Oh, Mummy. Of the three movies I’m writing about, this is probably the only one considered even remotely good – certainly good enough to spawn two sequels. Right off the bat, I have to say that casting Fraser as a tough guy is so far out of the realm of common sense that it makes me dizzy. The guns. The muscles. The dickish one-liners, delivered in Fraser’s newly-acquired growly macho voice that only the manliest men use. None of this should have worked. I mean, we’re talking about the sweet doofus who played George of the Jungle. And yet…it worked.

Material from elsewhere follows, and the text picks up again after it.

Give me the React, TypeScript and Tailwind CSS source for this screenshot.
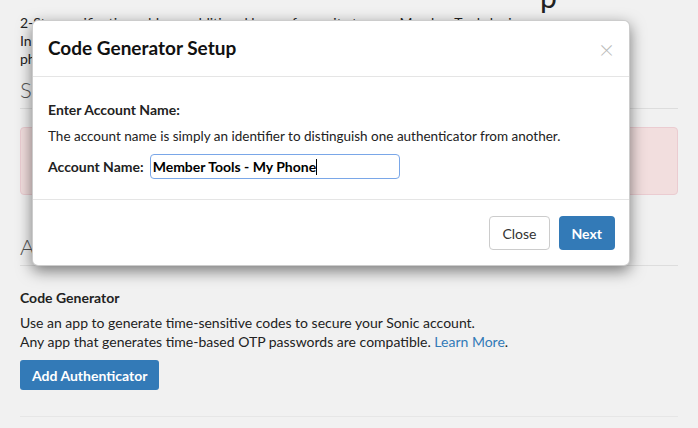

The Mummy is equal parts entertaining and ridiculous. It’s campy, for sure, but it’s certainly not the worst action-adventure movie to come out in recent memory. (That honor belongs to nearly every movie that Nicholas Cage has starred in in the last two decades.) No, my friends – The Mummy was destined to be a hit. It had it all: a handsome leading man! A lovely lead actress in Rachel Weisz! Romance between two characters who should have hated each other! Fairly impressive special effects! Humor! Action! A really gross-looking villain! Six of the Ten Plagues of Egypt! What’s not to love?

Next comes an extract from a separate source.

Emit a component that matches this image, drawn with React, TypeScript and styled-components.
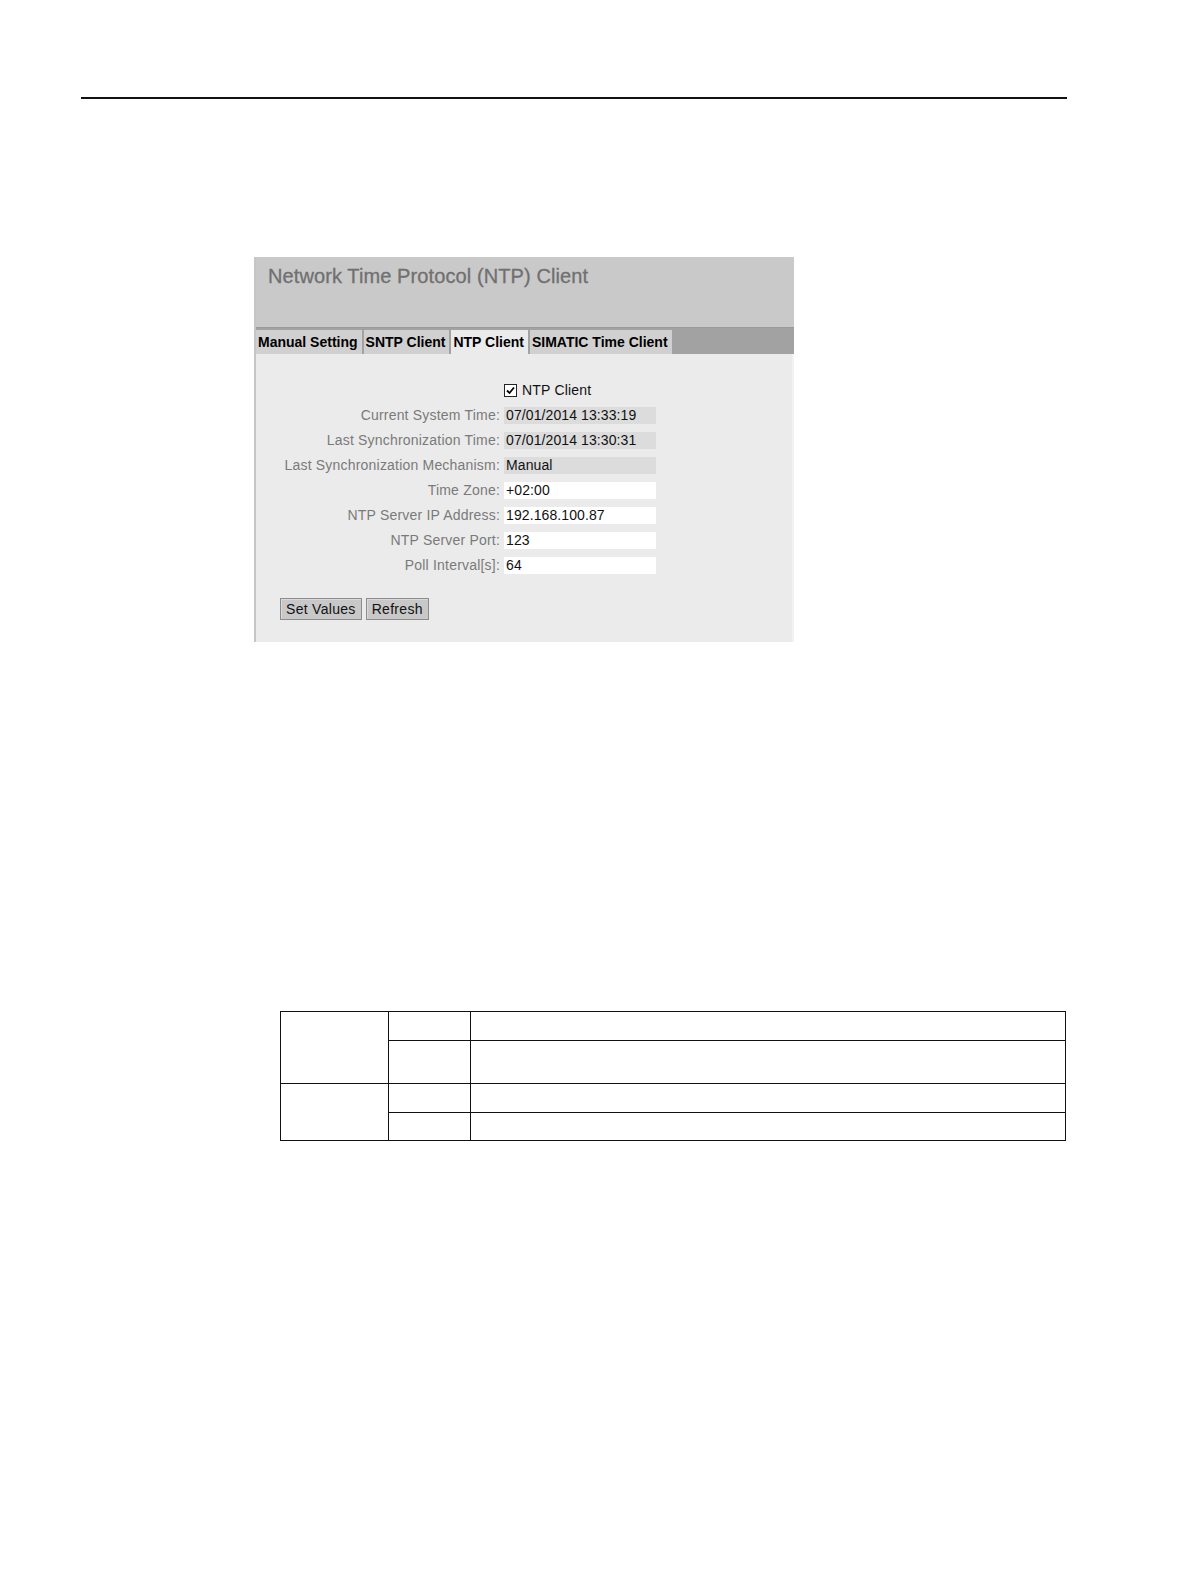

Perhaps most importantly, The Mummy has a fully-formed Fraser, finally shaped into a leading man. But like Robert Frost said, “Nothing gold can stay,” and sadly, Fraser doesn’t get these kinds of roles anymore, though he does work quite a bit. He had a relatively minor role in Crash, which inexplicably won Best Picture at the Oscars, but I’m afraid that Fraser’s ass-kicking adventures are but a thing of the past. Thankfully, The Mummy is on all the time, so we can all forget whatever important thing we were supposed to do and instead remember the good times we had 15 years ago.

So here’s to you, Brendan Fraser. For reasons that I cannot fully explain, you will always have a special place in my heart.

Ok, your turn. What movies will you drop everything for, no matter what?